Um dos mais populares, senão o mais popular dos cineastas e autor do maior número de produções listadas na seleção dos 100 Melhores Filmes Americanos de Todos os Tempos do American Film Institute, Spielberg está completando agora 50 anos de carreira.

Cineasta, produtor cinematográfico, roteirista e empresário, aos 76 anos ele viu seus filmes faturarem mais de dez bilhões de dólares em cinemas ao redor do mundo. Spielberg recebeu 12 indicações ao Oscar em seis décadas diferentes e ganhou a estatueta duas vezes. Com a Lista de Schindler, em 1994 e com O Resgate do Soldado Ryan em 99. O sucesso estrondoso começou com o filme ícone Tubarões, de 1975, aos 28 anos de idade.

Nascido em plena Guerra Fria, em uma cidadezinha do Ohio, na deep América conservadora onde viveu com a família judia praticante, ele mudou-se para a cosmopolita e esnobe Califórnia em função do trabalho do pai, um excelente operador e funcionário da indústria de tecnologia então nos primórdios.

Na Califórnia, estudou e lá experimentou, na escola, o racismo, o anti-semitismo dos colegas da alta classe média californiana. Ao 16 anos, a mãe (Michelle Adams, cativante na exuberância do papel de artista frustrada) se divorcia do seu pai e volta para o Ohio com as duas irmãs de Steven ainda crianças. Foi viver com o melhor amigo do marido, Bernie, pessoa que existiu na realidade e por quem ela sempre tivera sido apaixonada.

Esse episódio familiar, discreto até agora, se tornou público (a mãe morreu há cinco anos) nesse filme íntimo  que segundo a formidável e contraditória campanha  de marqueting, ”é vagamente inspirado no diretor”. O menino Sam do filme seria apenas um alter ego de Spielberg no roteiro escrito por ele e pelo grande amigo, o dramaturgo Tony Kushner, Premio Pullitzer de teatro e autor da peça Angels in America.

Em Os Fabelmans o personagem descobre o caso da mãe com o melhor amigo do pai uma noite, enquanto edita, no seu quarto, o vídeo caseiro com uma viagem de fim de semana da família. Certa imagem congela na sua moviola de amador e ele percebe claramente, em um take frisado, a paixão que unia os dois.  É um altos momentos da história, com Sam/Spielberg aos 16 anos.

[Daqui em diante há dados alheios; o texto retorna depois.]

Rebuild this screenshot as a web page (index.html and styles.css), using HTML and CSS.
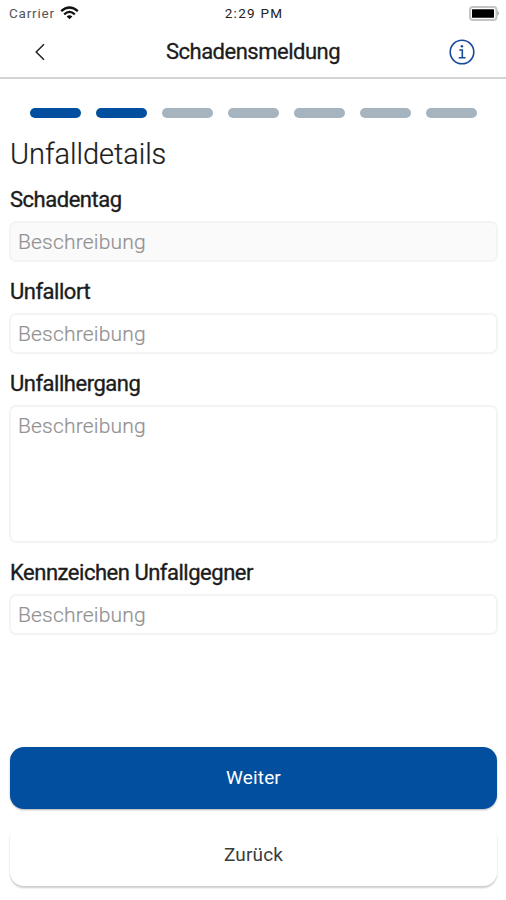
FILE: index.html
```html
<!DOCTYPE html>
<html lang="de">
<head>
<meta charset="utf-8">
<title>Schadensmeldung</title>
<link rel="stylesheet" href="styles.css">
</head>
<body>
<div class="status">
  <div class="carrier"><span>Carrier</span>
    <svg width="19" height="14" viewBox="0 0 19 14" fill="none" stroke="#111" stroke-width="2.3"><path d="M1.2 5.2Q9.5-2.2 17.800 5.200M4.200 8.300Q9.500 3.400 14.800 8.300"/><path d="M9.500 13.300L6.600 10.400Q9.500 8 12.400 10.400Z" fill="#111" stroke="none"/></svg>
  </div>
  <span class="clock">2:29 PM</span>
  <svg class="battery" width="30" height="15" viewBox="0 0 30 15"><rect x="1" y="1" width="26.500" height="13" rx="3" fill="#fff" stroke="#c4c4c4" stroke-width="2"/><rect x="3" y="3.200" width="22" height="8.500" rx=".5" fill="#000"/><path d="M28.300 5Q30 5.500 30 7.300T28.300 9.600Z" fill="#aaa"/></svg>
</div>
<header class="header">
  <svg class="back" width="12" height="18" viewBox="0 0 12 18" fill="none" stroke="#222" stroke-width="1.500"><path d="M10 1.300L2.200 9L10 16.700"/></svg>
  <h1>Schadensmeldung</h1>
  <svg class="info" width="26" height="26" viewBox="0 0 26 26" fill="none" stroke="#174a9c" stroke-width="1.600"><circle cx="13" cy="13" r="11.800"/><path d="M10.300 11H13.300V18.600M9.700 18.700H16.500"/><circle cx="12.900" cy="7.200" r="1.300" fill="#174a9c" stroke="none"/></svg>
</header>
<div class="steps"><i class="done"></i><i class="done"></i><i></i><i></i><i></i><i></i><i></i></div>
<main>
  <h2><span>Unfalldetails</span></h2>
  <section><h3><span>Schadentag</span></h3><div class="field muted"><span>Beschreibung</span></div></section>
  <section><h3><span>Unfallort</span></h3><div class="field"><span>Beschreibung</span></div></section>
  <section><h3><span>Unfallhergang</span></h3><div class="field area"><span>Beschreibung</span></div></section>
  <section><h3><span>Kennzeichen Unfallgegner</span></h3><div class="field"><span>Beschreibung</span></div></section>
  <div class="btn primary"><span>Weiter</span></div>
  <div class="btn plain"><span>Zurück</span></div>
</main>
</body>
</html>
```

FILE: styles.css
```css
* { box-sizing: border-box; }
body { margin: 0; height: 900px; overflow: hidden; background: #fff; color: #1c1c1c; font-family: Roboto, sans-serif; }
svg { display: block; }
h1, h2, h3 { margin: 0; }
.status { height: 26px; display: grid; grid-template-columns: 1fr auto 1fr; align-items: center; padding: 0 7px 0 9px; font-size: 13.5px; }
.carrier { display: flex; align-items: center; gap: 5px; color: #555; letter-spacing: .8px; }
.clock { letter-spacing: 1.25px; color: #222; font-size: 13.5px; }
.battery { justify-self: end; }
.header { height: 53px; border-bottom: 2px solid #d3d3d3; display: grid; grid-template-columns: 1fr auto 1fr; align-items: center; padding: 0 31px 0 34px; }
h1 { font-size: 22px; font-weight: 400; letter-spacing: -.5px; line-height: 28px; padding-top: 1px; margin-left: -3px; -webkit-text-stroke: .3px #1c1c1c; }
.info { justify-self: end; }
.steps { display: flex; gap: 15px; padding: 29px 28px 0 30px; height: 59px; }
.steps i { width: 51px; height: 10px; border-radius: 5px; background: #a6b4c0; flex: none; }
.steps .done { background: #034f9f; }
main { padding: 0 8px 0 9px; }
h2 { font-size: 29px; font-weight: 300; line-height: 33px; padding-left: 1px; height: 48px; letter-spacing: -.05px; -webkit-text-stroke: .2px #1c1c1c; }
h3 { font-size: 22px; font-weight: 400; line-height: 28px; padding-left: 1px; height: 35px; letter-spacing: -.48px; -webkit-text-stroke: .35px #1c1c1c; }
section { margin-bottom: 16px; }
.field { height: 41px; border: 2px solid #f4f4f4; border-radius: 7px; padding: 0 7px; font-size: 21px; line-height: 38px; font-weight: 300; color: #929292; letter-spacing: .18px; -webkit-text-stroke: .2px #929292; }
.muted { background: #fafafa; }
.area { height: 138px; }
.btn { display: flex; align-items: center; justify-content: center; height: 62px; border-radius: 14px; font-size: 19px; letter-spacing: .15px; padding-bottom: 1px; margin: 0 0 0 1px; width: 487px; }
.primary { margin-top: 112px; background: #034f9f; color: #fff; box-shadow: 0 1px 2px rgba(0,0,0,.3); }
.plain { margin-top: 15px; background: #fff; box-shadow: 0 2px 2px rgba(0,0,0,.2); color: #3c3c3c; }
```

Outros toques de excelência no filme ocorrem quando num diálogo é comentado que ”o poder dos filmes nos ajuda a ver a verdade uns sobre os outros; e sobre nós mesmos”. Grande verdade.

O outro é quando o jovem recebe, no tal encontro relâmpago no mitológico escritório de John Ford, um curioso conselho do mestre sobre enquadramento de imagens: ”A linha do horizonte deve ficar sempre acima ou abaixo da cena”.

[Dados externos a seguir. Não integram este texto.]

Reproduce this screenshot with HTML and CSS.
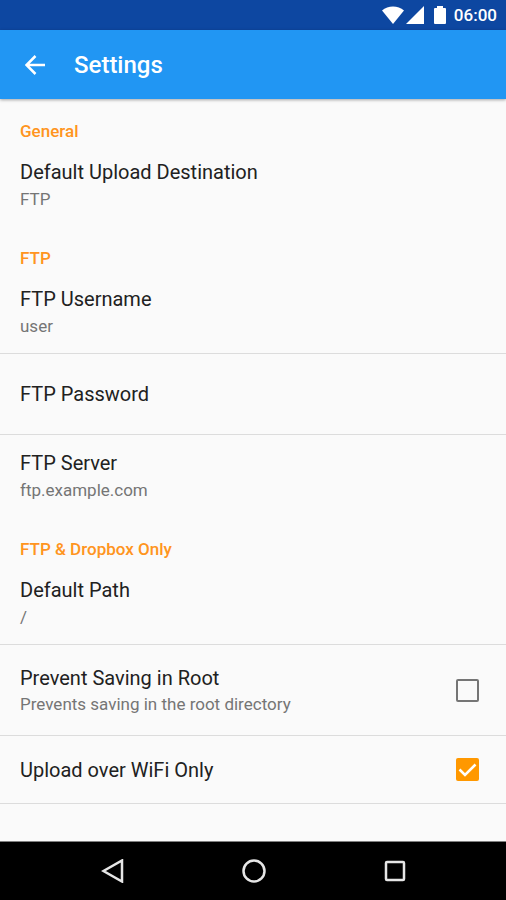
FILE: index.html
```html
<!DOCTYPE html>
<html lang="en">
<head>
<meta charset="utf-8">
<meta name="viewport" content="width=device-width, initial-scale=1">
<title>Settings</title>
<link rel="stylesheet" href="styles.css">
</head>
<body>
<div class="status-bar">
  <svg class="status-icon wifi" viewBox="0 0 22 18" aria-hidden="true"><path d="M0 4.5C3 2 7 .5 11 .5S19 2 22 4.5L11 18z"/></svg>
  <svg class="status-icon signal" viewBox="0 0 18 18" aria-hidden="true"><path d="M0 18 18 0V18z"/></svg>
  <svg class="status-icon battery" viewBox="0 0 12 18" aria-hidden="true"><path d="M3 0H9V2H11Q12 2 12 3V17Q12 18 11 18H1Q0 18 0 17V3Q0 2 1 2H3z"/></svg>
  <span class="clock">06:00</span>
</div>
<header class="app-bar">
  <button class="back" type="button" aria-label="Back">
    <svg viewBox="0 0 20 20" aria-hidden="true"><path d="M20 10H2M10.500 1 1.500 10 10.500 19"/></svg>
  </button>
  <h1>Settings</h1>
</header>
<main class="settings">
  <section>
    <h2>General</h2>
    <button class="item" type="button"><span class="title">Default Upload Destination</span><span class="summary">FTP</span></button>
  </section>
  <section>
    <h2>FTP</h2>
    <button class="item" type="button"><span class="title">FTP Username</span><span class="summary">user</span></button>
    <button class="item single" type="button"><span class="title">FTP Password</span></button>
    <button class="item" type="button"><span class="title">FTP Server</span><span class="summary">ftp.example.com</span></button>
  </section>
  <section class="closed">
    <h2>FTP &amp; Dropbox Only</h2>
    <button class="item" type="button"><span class="title">Default Path</span><span class="summary">/</span></button>
    <label class="item toggle tall">
      <span class="label"><span class="title">Prevent Saving in Root</span><span class="summary">Prevents saving in the root directory</span></span>
      <input type="checkbox">
    </label>
    <label class="item toggle">
      <span class="label"><span class="title">Upload over WiFi Only</span></span>
      <input type="checkbox" checked>
    </label>
  </section>
</main>
<nav class="nav-bar" aria-label="System">
  <button type="button" aria-label="Back"><svg viewBox="0 0 24 24" aria-hidden="true"><path d="M21 1.500V22.500L2.500 12z"/></svg></button>
  <button type="button" aria-label="Home"><svg viewBox="0 0 24 24" aria-hidden="true"><circle cx="12" cy="12" r="10.500"/></svg></button>
  <button type="button" aria-label="Recent apps"><svg viewBox="0 0 24 24" aria-hidden="true"><rect x="3" y="3" width="18" height="18" rx="1"/></svg></button>
</nav>
</body>
</html>
```
FILE: styles.css
```css
* {
  box-sizing: border-box;
}

body {
  margin: 0;
  min-height: 100vh;
  display: flex;
  flex-direction: column;
  background: #fafafa;
  color: #212121;
  font-family: Roboto, "Liberation Sans", sans-serif;
}

button {
  border: 0;
  padding: 0;
  background: none;
  color: inherit;
  font: inherit;
  text-align: left;
  cursor: pointer;
}

.status-bar {
  height: 30px;
  padding: 0 9px;
  display: flex;
  align-items: center;
  justify-content: flex-end;
  background: #0d47a1;
  color: #fff;
}

.status-icon {
  height: 18px;
  fill: #fff;
}

.wifi {
  width: 22px;
  margin-right: 2px;
}

.signal {
  width: 18px;
  margin-right: 10px;
}

.battery {
  width: 12px;
  margin-right: 8px;
}

.clock {
  font-size: 17px;
  font-weight: 500;
  line-height: 30px;
}

.app-bar {
  height: 69px;
  padding: 0 20px;
  display: flex;
  align-items: center;
  gap: 24px;
  background: #2196f3;
  color: #fff;
  box-shadow: 0 1px 3px rgba(0, 0, 0, 0.35);
}

.back {
  width: 30px;
  height: 40px;
  display: flex;
  align-items: center;
  justify-content: center;
}

.back svg {
  width: 20px;
  height: 20px;
  fill: none;
  stroke: #fff;
  stroke-width: 2.5;
}

h1 {
  margin: 0;
  font-size: 24px;
  font-weight: 500;
  line-height: 32px;
}

.settings {
  flex: 1;
}

h2 {
  margin: 0;
  padding: 19px 20px 0;
  color: #ff9420;
  font-size: 17px;
  font-weight: 500;
  line-height: 26px;
}

.item {
  width: 100%;
  padding: 14px 20px;
  display: flex;
  flex-direction: column;
}

.item + .item {
  border-top: 1px solid #dcdcdc;
}

.closed {
  border-bottom: 1px solid #dcdcdc;
}

.title {
  display: block;
  font-size: 20px;
  line-height: 28px;
}

.summary {
  display: block;
  color: #757575;
  font-size: 17px;
  line-height: 26px;
}

.single {
  min-height: 81px;
  justify-content: center;
}

.toggle {
  min-height: 68px;
  padding: 0 27px 0 20px;
  flex-direction: row;
  align-items: center;
  justify-content: space-between;
  cursor: pointer;
}

.tall {
  min-height: 91px;
}

.toggle .summary {
  line-height: 24px;
}

input {
  appearance: none;
  flex: none;
  width: 23px;
  height: 23px;
  margin: 0;
  border: 2px solid #757575;
  border-radius: 2px;
}

input:checked {
  border: 0;
  background: #ff9800 url("data:image/svg+xml,%3Csvg xmlns='http://www.w3.org/2000/svg' viewBox='0 0 23 23'%3E%3Cpath d='M3.500 11.500 9 17 19.500 6.500' fill='none' stroke='white' stroke-width='2.500'/%3E%3C/svg%3E");
}

.nav-bar {
  height: 59px;
  padding: 0 40px 0 42px;
  display: flex;
  border-top: 1px solid #808080;
  background: #000;
}

.nav-bar button {
  flex: 1;
  display: flex;
  align-items: center;
  justify-content: center;
}

.nav-bar svg {
  width: 24px;
  height: 24px;
  fill: none;
  stroke: #e6e6e6;
  stroke-width: 2.5;
}
```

Para além do caudaloso talento de Steven Spielberg em controlar o timming do que ocorre na tela para emoldurar as ações humanas, e administrar os espaços, as emoções, os ritmos, os momentos exatos de suspense, a segurança matemática dos cortes, o manejo do drama (em A Lista de Schindler por exemplo) entremeado com o monumental entretenimento que ofereceu com seus alienígenas, em 1982 (Et/O Extra Terrestre) nós encontramos a exegese, nesse irresistível álbum de família, das origens da trajetória do que é na verdade um rigoroso profissional; e não de quem encontra um passatempo e brinca com cinema, como seu pai chegou a estimulá-lo e o que Spielberg poderia ter sido.

Filho de uma mulher frustrada, uma mãe amorosa que respirava arte vinte e quatro horas por dia, música, dança, interpretação dramática, num movimento que para ela era incontrolável, e filho de um pai igualmente afetuoso, sereno, introspectivo e ginasta da racionalidade das máquinas, ambos acompanharam o desenvolvimento do menino com alegria.

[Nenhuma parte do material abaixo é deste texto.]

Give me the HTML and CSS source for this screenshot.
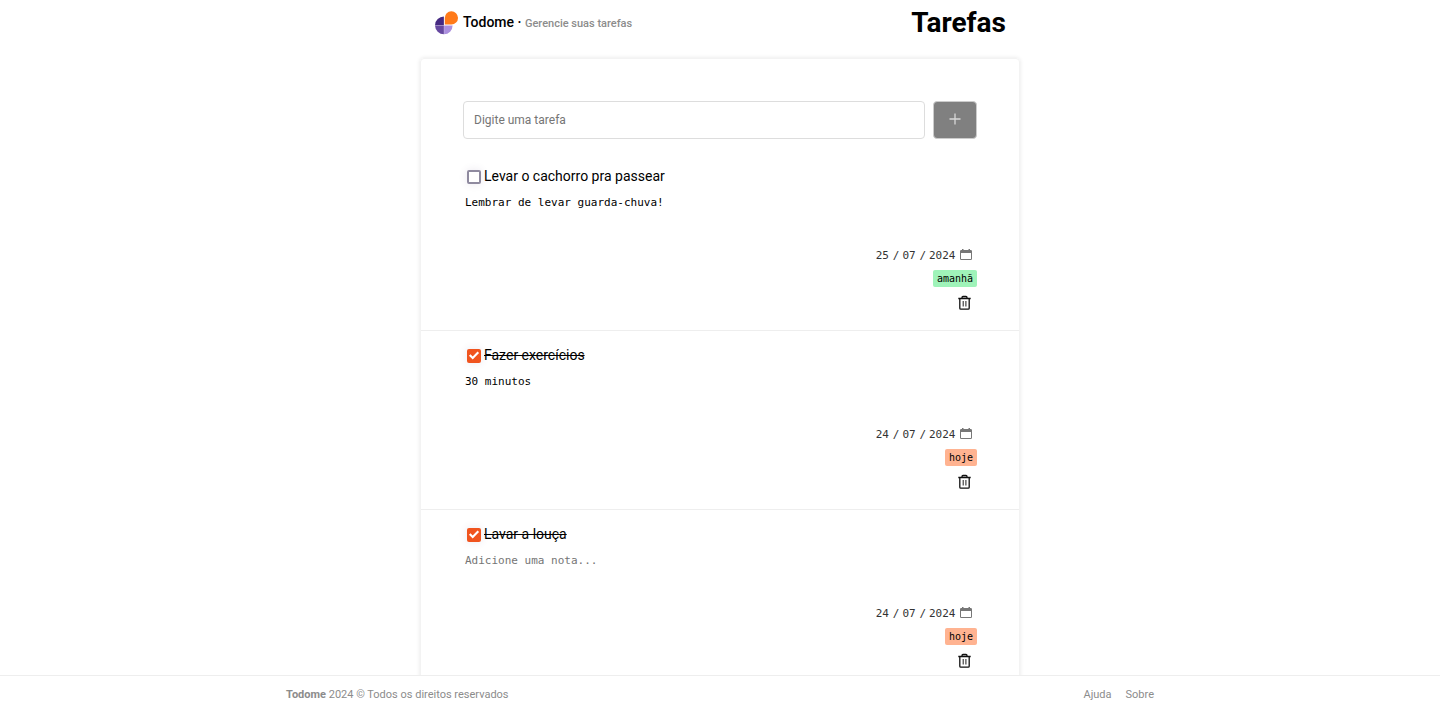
FILE: index.html
```html
<!DOCTYPE html>
<html lang="pt-BR">
<head>
<meta charset="utf-8">
<meta name="viewport" content="width=device-width, initial-scale=1">
<title>Todome</title>
<link rel="stylesheet" href="styles.css">
</head>
<body>
<svg class="sprite" aria-hidden="true">
  <symbol id="trash" viewBox="0 0 14 16"><path d="M4 3V2.500a1 1 0 0 1 1-1h3a1 1 0 0 1 1 1V3M.3 3.500h12.400M1.800 3.500v9.700a1 1 0 0 0 1 1h7.400a1 1 0 0 0 1-1V3.500" fill="none" stroke="#111" stroke-width="1.300" stroke-linejoin="round"/><path d="M5.200 6v5.500M7.900 6v5.500" fill="none" stroke="#333" stroke-width="1.100"/></symbol>
  <symbol id="calendar" viewBox="0 0 12 12"><path d="M2 0h1.500v1h5V0H10v1h.7A1.300 1.300 0 0 1 12 2.300v7.400A1.300 1.300 0 0 1 10.700 11H1.300A1.300 1.300 0 0 1 0 9.700V2.300A1.300 1.300 0 0 1 1.300 1H2zM1 4v5.700c0 .2.100.3.300.3h9.400c.2 0 .3-.1.300-.3V4z" fill="#777" fill-rule="evenodd"/></symbol>
</svg>
<div class="page">
  <div class="container">
    <header class="header">
      <div class="brand">
        <svg class="logo" viewBox="0 0 24 24" aria-hidden="true">
          <path d="M9.900 14.300V5.500A9 9 0 0 0 1 14.300z" fill="#452981"/>
          <path d="M1 14.600a9 9 0 0 0 8.900 8.700v-8.700z" fill="#6648a0"/>
          <path d="M10.100 14.600v8.700a8.700 8.700 0 0 0 8.500-8.700z" fill="#ab8fde"/>
          <path d="M10.800 13.500V7a6.600 6.600 0 1 1 6.600 6.500z" fill="#ff7a19"/>
        </svg>
        <p class="brand-text">Todome · <span class="tagline">Gerencie suas tarefas</span></p>
      </div>
      <h1 class="title">Tarefas</h1>
    </header>
    <main class="card">
      <form class="new-task">
        <input class="new-input" type="text" placeholder="Digite uma tarefa" aria-label="Nova tarefa">
        <button class="add" type="button" aria-label="Adicionar"><svg class="plus" viewBox="0 0 12 12"><path d="M6 .5v11M.5 6h11" stroke="#d8d8d8" stroke-width="1.300"/></svg></button>
      </form>
      <ul class="tasks">
        <li class="task">
          <label class="task-name"><input class="check" type="checkbox"><span>Levar o cachorro pra passear</span></label>
          <textarea class="note" placeholder="Adicione uma nota..." aria-label="Nota">Lembrar de levar guarda-chuva!</textarea>
          <div class="date" role="group" aria-label="Prazo">
            <input class="part" value="25" aria-label="Dia"><span>/</span><input class="part" value="07" aria-label="Mês"><span>/</span><input class="part year" value="2024" aria-label="Ano">
            <button class="pick" type="button" aria-label="Abrir calendário"><svg class="calendar"><use href="#calendar"/></svg></button>
          </div>
          <span class="tag tomorrow">amanhã</span>
          <button class="delete" type="button" aria-label="Excluir"><svg class="trash"><use href="#trash"/></svg></button>
        </li>
        <li class="task">
          <label class="task-name"><input class="check" type="checkbox" checked><span>Fazer exercícios</span></label>
          <textarea class="note" placeholder="Adicione uma nota..." aria-label="Nota">30 minutos</textarea>
          <div class="date" role="group" aria-label="Prazo">
            <input class="part" value="24" aria-label="Dia"><span>/</span><input class="part" value="07" aria-label="Mês"><span>/</span><input class="part year" value="2024" aria-label="Ano">
            <button class="pick" type="button" aria-label="Abrir calendário"><svg class="calendar"><use href="#calendar"/></svg></button>
          </div>
          <span class="tag today">hoje</span>
          <button class="delete" type="button" aria-label="Excluir"><svg class="trash"><use href="#trash"/></svg></button>
        </li>
        <li class="task">
          <label class="task-name"><input class="check" type="checkbox" checked><span>Lavar a louça</span></label>
          <textarea class="note" placeholder="Adicione uma nota..." aria-label="Nota"></textarea>
          <div class="date" role="group" aria-label="Prazo">
            <input class="part" value="24" aria-label="Dia"><span>/</span><input class="part" value="07" aria-label="Mês"><span>/</span><input class="part year" value="2024" aria-label="Ano">
            <button class="pick" type="button" aria-label="Abrir calendário"><svg class="calendar"><use href="#calendar"/></svg></button>
          </div>
          <span class="tag today">hoje</span>
          <button class="delete" type="button" aria-label="Excluir"><svg class="trash"><use href="#trash"/></svg></button>
        </li>
      </ul>
    </main>
  </div>
</div>
<footer class="footer">
  <div class="footer-inner">
    <p class="rights"><b>Todome</b> 2024 © Todos os direitos reservados</p>
    <nav class="links"><a href="#ajuda">Ajuda</a><a href="#sobre">Sobre</a></nav>
  </div>
</footer>
</body>
</html>
```
FILE: styles.css
```css
* { box-sizing: border-box; }

body {
  margin: 0;
  height: 100vh;
  display: flex;
  flex-direction: column;
  background: #fff;
  color: #000;
  font-family: Roboto, sans-serif;
  font-size: 14px;
}

button, input, textarea {
  margin: 0;
  padding: 0;
  border: 0;
  background: none;
  font: inherit;
  color: inherit;
}

svg { display: block; }
p, h1, ul { margin: 0; padding: 0; }
.sprite { position: absolute; width: 0; height: 0; }

.page {
  flex: 1;
  min-height: 0;
  overflow-y: auto;
  scrollbar-width: none;
}

.container { max-width: 600px; margin: 0 auto; }

.header {
  display: flex;
  align-items: center;
  justify-content: space-between;
  height: 58px;
  padding: 0 14px 13px;
}

.brand { display: flex; align-items: center; gap: 5px; }
.logo { width: 24px; height: 24px; }
.brand-text { font-weight: 500; line-height: 20px; }
.tagline { font-size: 11px; color: #8c8c8c; }
.title { font-size: 28px; line-height: 34px; font-weight: 700; }

.card {
  border-radius: 4px;
  border: 1px solid #f3f3f3;
  box-shadow: 0 0 4px rgba(0, 0, 0, 0.1);
}

.new-task { display: flex; gap: 8px; padding: 42px 42px 13px; }

.new-input {
  flex: 1;
  min-width: 0;
  height: 38px;
  padding: 0 10px;
  border: 1px solid #ddd;
  border-radius: 4px;
  font-size: 12px;
}

.new-input::placeholder, .note::placeholder { color: #757575; }

.add {
  display: grid;
  place-items: center;
  width: 44px;
  height: 38px;
  padding-bottom: 2px;
  border: 1px solid #ccc;
  border-radius: 4px;
  background: #808080;
}

.plus { width: 12px; height: 12px; }
.tasks { list-style: none; }

.task {
  display: flex;
  flex-direction: column;
  align-items: flex-end;
  padding: 13px 42px 17px;
  border-bottom: 1px solid #eee;
}

.task-name {
  display: flex;
  align-items: center;
  align-self: flex-start;
  gap: 3px;
  height: 22px;
  padding-left: 4px;
}

.check {
  appearance: none;
  width: 14px;
  height: 14px;
  margin-top: 1px;
  border: 2px solid #8f8a9f;
  border-radius: 2px;
  box-shadow: 0 0 8px rgba(80, 60, 120, 0.12);
}

.check:checked { border: 0; background: #f0541e; }

.check:checked::after {
  content: "";
  display: block;
  width: 14px;
  height: 14px;
  background: #fff;
  clip-path: polygon(14% 52%, 25% 41%, 41% 57%, 75% 21%, 86% 32%, 41% 79%);
}

.check:checked + span { text-decoration: line-through; }

.note {
  width: 100%;
  height: 50px;
  margin-top: 6px;
  padding: 2px;
  resize: none;
  font: 11px/15px "DejaVu Sans Mono", monospace;
}

.date {
  display: flex;
  align-items: center;
  gap: 3px;
  height: 20px;
  margin-top: 2px;
  padding-right: 5px;
  font: 11px "DejaVu Sans Mono", monospace;
  color: #333;
}

.part { width: 14px; }
.year { width: 28px; }
.pick { padding-bottom: 1px; }
.calendar { width: 12px; height: 12px; }

.tag {
  height: 17px;
  margin-top: 5px;
  padding: 0 4px;
  border-radius: 2px;
  font: 10px/17px "DejaVu Sans Mono", monospace;
}

.tomorrow { background: #9ff3b9; }
.today { background: #ffb391; }

.delete {
  display: grid;
  place-items: center;
  height: 20px;
  margin-top: 6px;
  padding-right: 5px;
}

.trash { width: 14px; height: 16px; }

.footer { border-top: 1px solid #eee; background: #fff; color: #8c8c8c; font-size: 11px; }

.footer-inner {
  display: flex;
  align-items: center;
  justify-content: space-between;
  max-width: 868px;
  height: 36px;
  margin: 0 auto;
}

.rights b { font-weight: 700; }
.links { display: flex; gap: 14px; }
.links a { color: inherit; text-decoration: none; }
```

Sam só poderia dar no que deu. Um dos grandes da sétima arte que certamente será definitivamente celebrado na festa do próxima entrega das estatuetas douradas, dia 12 de março deste ano com o Melhor Filme, Melhor Direção e especialmente com Melhor Roteiro.

Enquanto isso ele conclui seu próximo projeto: uma série sobre Napoleão Bonaparte.